Among more than sixty novels, one, perhaps, can be singled out: The City in the Autumn Stars. The hero, Von Beck, enters the Mittelmarch, a hidden realm contiguous to Europe in which occult forces reign. Here he finds his dreams and nightmares becoming real. Driven by his search for the goddess-like Libussa, Duchess of Crete, he is unwillingly caught up in supernatural mysteries in which Lucifer struggles with God for the redemption of the earth.
Here the story is not simply one of adventure but of initiation. Symbols from ancient myth and from the unconscious are awoken and come alive: the labyrinth, the minotaur, and the hermaphrodite. Sequences of mystical and erotic union are conveyed in dream-like images and in a heightened poetic, quasi-biblical language. Moorcock creates a fantasy which takes its protagonist through spiritual struggle to eventual wholeness. The effect of this on the reader is intensified by the author's exceptional use of a first person narrator. The epigraph to the work suggests an intriguing comparison between fantasy fiction and magic.

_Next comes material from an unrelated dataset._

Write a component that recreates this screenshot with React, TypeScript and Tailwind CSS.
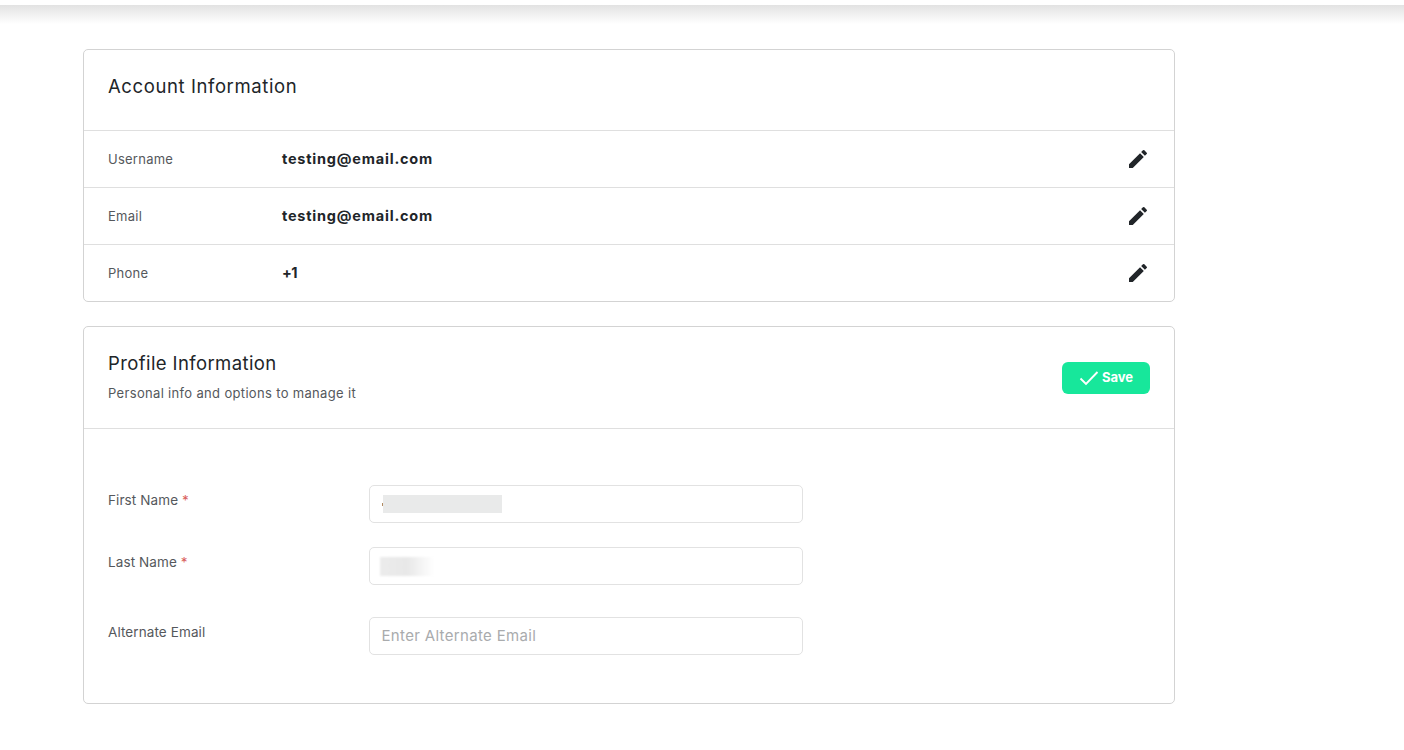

Both are arts that transform those who deal with them: "At its deepest, this magic is concerned with the creative powers of the will."
No essay on Moorcock would be complete without mention of the playfulness which affectionately undercuts all the conventions of the genre he employs. This extends from the experiments with chapter titles and typography in the Cornelius chronicles to the wry humour of his fantasy heroes: in The Vanishing Tower Ereköse asks, "Why cannot I—we—ever be faced with a small problem, a domestic problem? Why are we forever involved with the destiny of the universe?

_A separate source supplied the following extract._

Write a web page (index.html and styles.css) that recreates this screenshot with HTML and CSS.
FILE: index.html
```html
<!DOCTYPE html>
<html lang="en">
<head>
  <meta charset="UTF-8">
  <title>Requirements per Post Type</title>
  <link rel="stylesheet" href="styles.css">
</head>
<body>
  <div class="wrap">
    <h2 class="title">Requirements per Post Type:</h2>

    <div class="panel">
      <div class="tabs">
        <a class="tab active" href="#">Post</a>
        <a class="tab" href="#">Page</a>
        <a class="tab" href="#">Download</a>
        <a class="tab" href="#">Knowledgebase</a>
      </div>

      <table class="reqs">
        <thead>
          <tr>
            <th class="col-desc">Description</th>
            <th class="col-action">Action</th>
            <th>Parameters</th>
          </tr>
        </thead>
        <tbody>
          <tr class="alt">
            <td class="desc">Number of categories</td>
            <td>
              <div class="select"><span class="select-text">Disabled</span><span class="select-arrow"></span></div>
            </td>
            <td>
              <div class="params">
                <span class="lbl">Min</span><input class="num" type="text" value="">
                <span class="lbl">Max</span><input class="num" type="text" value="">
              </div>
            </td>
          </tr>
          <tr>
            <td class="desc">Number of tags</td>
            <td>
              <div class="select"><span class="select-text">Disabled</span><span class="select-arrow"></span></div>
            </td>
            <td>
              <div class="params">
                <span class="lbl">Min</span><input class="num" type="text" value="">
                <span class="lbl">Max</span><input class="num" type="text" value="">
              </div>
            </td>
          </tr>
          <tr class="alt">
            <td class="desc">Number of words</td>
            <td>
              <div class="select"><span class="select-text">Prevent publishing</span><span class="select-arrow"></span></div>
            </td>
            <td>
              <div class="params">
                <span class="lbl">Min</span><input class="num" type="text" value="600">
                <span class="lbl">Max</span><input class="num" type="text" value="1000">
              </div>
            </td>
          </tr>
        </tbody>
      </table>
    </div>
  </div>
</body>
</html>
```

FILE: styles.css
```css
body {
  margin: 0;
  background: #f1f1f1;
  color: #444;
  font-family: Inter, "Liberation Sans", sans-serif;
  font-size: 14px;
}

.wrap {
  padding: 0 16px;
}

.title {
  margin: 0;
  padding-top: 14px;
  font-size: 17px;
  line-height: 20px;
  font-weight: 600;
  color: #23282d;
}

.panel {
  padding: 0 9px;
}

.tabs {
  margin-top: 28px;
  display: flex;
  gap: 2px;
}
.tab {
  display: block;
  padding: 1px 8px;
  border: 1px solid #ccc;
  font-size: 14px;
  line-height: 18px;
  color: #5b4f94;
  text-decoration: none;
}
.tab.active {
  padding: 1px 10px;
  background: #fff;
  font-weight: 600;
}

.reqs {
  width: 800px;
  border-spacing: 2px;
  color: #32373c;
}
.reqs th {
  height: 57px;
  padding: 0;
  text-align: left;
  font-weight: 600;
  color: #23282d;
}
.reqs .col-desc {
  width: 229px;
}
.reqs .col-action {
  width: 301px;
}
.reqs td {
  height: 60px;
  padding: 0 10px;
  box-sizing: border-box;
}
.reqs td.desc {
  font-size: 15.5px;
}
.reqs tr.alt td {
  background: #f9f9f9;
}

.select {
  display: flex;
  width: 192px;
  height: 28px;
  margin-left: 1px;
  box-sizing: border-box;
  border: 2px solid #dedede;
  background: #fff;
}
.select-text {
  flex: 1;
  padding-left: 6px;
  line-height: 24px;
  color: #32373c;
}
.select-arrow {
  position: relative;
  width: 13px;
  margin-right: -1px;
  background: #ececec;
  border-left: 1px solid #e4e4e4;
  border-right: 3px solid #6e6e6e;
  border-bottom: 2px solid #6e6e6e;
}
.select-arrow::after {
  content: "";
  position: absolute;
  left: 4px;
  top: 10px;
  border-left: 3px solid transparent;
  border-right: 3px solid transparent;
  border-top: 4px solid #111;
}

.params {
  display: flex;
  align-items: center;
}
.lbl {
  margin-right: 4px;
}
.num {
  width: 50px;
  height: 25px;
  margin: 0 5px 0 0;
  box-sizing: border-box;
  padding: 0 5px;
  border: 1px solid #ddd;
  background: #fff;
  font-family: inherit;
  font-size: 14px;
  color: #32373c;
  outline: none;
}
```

In Blood, a quartet of characters in the American South play a game of chance whereby they affect the fate of invented worlds. The book represents a summing-up of the large body of work that preceded it, and also marked the beginning of a sort of trilogy—though the second installment, Fabulous Harbors, is not a novel but a collection of short stories connected by narrative scenes. Together these help to form a glimpse of the "multiverse" Moorcock had been creating all along, and The War Amongst the Angels further defines this picture with scenes that stretch in space and time from the catacombs of Egypt to nineteenth-century England, and from events in World War II to the hills of Texas.